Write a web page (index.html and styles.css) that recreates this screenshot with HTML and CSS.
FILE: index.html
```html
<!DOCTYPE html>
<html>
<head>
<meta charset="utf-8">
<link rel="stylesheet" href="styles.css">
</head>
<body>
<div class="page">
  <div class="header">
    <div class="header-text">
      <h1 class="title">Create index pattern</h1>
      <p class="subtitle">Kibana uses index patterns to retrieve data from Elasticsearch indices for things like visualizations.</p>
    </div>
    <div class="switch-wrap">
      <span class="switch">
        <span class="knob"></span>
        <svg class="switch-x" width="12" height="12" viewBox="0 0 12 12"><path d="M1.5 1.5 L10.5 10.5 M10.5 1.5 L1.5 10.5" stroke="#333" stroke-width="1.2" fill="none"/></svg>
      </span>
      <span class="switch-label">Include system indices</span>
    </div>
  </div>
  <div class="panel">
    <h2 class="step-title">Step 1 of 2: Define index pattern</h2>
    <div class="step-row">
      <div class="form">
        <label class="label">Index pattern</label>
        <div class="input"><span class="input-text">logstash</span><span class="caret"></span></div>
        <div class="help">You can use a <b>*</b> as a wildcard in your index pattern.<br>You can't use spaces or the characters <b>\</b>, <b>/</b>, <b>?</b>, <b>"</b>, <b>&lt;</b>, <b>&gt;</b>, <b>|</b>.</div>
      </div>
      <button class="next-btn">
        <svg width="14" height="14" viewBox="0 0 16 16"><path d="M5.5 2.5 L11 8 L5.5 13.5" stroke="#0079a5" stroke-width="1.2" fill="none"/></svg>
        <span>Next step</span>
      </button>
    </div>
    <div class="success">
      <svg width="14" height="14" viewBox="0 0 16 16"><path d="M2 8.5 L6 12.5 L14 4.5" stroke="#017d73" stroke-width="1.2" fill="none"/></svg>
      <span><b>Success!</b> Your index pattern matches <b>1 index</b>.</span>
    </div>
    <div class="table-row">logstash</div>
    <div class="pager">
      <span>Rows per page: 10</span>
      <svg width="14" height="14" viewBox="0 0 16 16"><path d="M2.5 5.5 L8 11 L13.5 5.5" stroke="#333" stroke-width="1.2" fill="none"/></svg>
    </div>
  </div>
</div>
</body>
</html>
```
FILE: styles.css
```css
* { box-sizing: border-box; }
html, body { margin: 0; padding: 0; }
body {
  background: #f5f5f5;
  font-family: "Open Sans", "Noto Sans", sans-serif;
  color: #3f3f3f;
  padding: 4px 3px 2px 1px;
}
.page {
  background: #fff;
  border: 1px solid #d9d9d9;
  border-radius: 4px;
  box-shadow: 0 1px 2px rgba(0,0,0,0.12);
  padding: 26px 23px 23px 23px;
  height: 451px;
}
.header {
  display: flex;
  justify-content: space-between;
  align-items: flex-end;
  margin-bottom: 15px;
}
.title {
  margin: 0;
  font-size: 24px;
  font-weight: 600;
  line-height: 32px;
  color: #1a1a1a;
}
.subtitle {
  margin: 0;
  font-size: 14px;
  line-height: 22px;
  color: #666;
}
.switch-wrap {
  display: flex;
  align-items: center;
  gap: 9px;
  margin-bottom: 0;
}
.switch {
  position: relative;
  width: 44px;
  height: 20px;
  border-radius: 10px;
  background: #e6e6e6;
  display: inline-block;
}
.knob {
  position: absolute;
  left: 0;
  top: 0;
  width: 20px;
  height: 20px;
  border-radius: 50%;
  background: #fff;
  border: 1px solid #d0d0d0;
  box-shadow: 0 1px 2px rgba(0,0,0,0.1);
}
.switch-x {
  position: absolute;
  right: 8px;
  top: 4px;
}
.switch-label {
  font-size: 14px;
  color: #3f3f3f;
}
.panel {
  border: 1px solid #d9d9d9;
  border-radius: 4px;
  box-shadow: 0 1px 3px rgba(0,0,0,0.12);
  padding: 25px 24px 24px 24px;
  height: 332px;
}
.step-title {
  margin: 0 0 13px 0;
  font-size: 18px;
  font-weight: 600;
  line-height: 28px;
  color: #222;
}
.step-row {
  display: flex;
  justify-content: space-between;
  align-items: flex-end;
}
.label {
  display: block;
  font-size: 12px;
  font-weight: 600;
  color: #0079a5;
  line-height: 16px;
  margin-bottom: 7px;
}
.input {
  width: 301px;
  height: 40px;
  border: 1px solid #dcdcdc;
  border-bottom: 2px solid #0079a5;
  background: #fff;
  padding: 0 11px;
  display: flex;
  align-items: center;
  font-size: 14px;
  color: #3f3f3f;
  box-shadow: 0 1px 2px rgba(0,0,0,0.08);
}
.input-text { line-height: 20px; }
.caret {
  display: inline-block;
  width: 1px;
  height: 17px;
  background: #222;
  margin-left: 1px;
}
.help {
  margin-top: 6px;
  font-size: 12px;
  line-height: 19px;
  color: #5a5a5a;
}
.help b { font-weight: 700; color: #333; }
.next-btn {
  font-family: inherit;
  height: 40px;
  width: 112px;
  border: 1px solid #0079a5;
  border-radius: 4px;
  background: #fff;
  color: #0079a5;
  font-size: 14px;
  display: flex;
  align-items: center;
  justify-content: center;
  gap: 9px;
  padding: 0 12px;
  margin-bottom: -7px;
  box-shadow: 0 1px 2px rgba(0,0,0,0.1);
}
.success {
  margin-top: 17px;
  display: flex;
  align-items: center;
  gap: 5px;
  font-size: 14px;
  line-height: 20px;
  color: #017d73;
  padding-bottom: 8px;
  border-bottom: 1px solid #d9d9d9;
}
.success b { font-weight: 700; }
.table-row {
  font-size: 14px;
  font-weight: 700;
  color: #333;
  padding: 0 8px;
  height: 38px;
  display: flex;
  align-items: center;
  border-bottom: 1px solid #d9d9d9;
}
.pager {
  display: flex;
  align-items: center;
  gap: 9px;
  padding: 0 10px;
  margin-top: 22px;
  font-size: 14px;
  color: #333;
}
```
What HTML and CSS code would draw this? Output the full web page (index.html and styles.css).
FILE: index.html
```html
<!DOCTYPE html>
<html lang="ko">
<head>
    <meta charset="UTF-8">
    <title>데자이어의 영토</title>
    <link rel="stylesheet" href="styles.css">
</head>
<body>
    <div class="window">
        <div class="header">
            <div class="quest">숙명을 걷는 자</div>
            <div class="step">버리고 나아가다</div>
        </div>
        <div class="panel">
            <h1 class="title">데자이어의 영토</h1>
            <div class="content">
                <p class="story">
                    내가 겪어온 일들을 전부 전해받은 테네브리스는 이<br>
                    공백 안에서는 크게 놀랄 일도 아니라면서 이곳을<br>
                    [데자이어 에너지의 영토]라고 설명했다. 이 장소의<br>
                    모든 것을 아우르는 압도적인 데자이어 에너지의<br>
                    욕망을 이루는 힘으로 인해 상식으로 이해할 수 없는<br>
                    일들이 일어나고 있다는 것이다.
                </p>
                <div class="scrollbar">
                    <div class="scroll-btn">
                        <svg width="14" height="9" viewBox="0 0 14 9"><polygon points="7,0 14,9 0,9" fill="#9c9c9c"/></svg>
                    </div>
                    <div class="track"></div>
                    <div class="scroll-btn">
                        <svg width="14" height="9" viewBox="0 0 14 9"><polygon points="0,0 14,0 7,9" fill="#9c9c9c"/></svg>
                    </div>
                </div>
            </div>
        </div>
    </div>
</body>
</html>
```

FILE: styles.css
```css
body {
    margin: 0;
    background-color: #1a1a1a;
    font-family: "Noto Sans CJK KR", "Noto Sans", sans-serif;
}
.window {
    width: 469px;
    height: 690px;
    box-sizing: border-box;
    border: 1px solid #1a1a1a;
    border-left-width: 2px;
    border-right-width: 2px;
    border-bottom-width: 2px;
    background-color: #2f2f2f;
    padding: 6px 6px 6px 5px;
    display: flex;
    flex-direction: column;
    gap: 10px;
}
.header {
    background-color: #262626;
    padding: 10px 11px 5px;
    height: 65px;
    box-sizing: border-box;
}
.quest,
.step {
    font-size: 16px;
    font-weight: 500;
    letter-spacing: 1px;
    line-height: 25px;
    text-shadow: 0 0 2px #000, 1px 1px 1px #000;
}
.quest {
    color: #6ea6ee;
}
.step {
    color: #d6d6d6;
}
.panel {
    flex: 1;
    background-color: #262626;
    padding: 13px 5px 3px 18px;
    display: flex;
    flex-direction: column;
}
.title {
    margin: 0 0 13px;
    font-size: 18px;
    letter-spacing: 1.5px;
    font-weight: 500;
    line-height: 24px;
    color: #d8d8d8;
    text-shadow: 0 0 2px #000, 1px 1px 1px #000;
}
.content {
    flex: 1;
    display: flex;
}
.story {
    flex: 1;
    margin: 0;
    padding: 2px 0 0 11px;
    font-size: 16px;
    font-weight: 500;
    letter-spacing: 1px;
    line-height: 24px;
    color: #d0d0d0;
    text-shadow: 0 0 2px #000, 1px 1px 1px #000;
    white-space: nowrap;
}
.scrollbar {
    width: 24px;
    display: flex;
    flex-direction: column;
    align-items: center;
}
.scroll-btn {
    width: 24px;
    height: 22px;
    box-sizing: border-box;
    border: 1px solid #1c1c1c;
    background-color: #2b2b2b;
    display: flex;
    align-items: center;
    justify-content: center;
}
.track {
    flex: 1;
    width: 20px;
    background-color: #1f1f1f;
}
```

+---+

#### WRITTEN INSTRUCTION
Of the lines in the listing, how many hold the word "styles"? Nothing but the number is needed.

#### TASK OUTPUT
6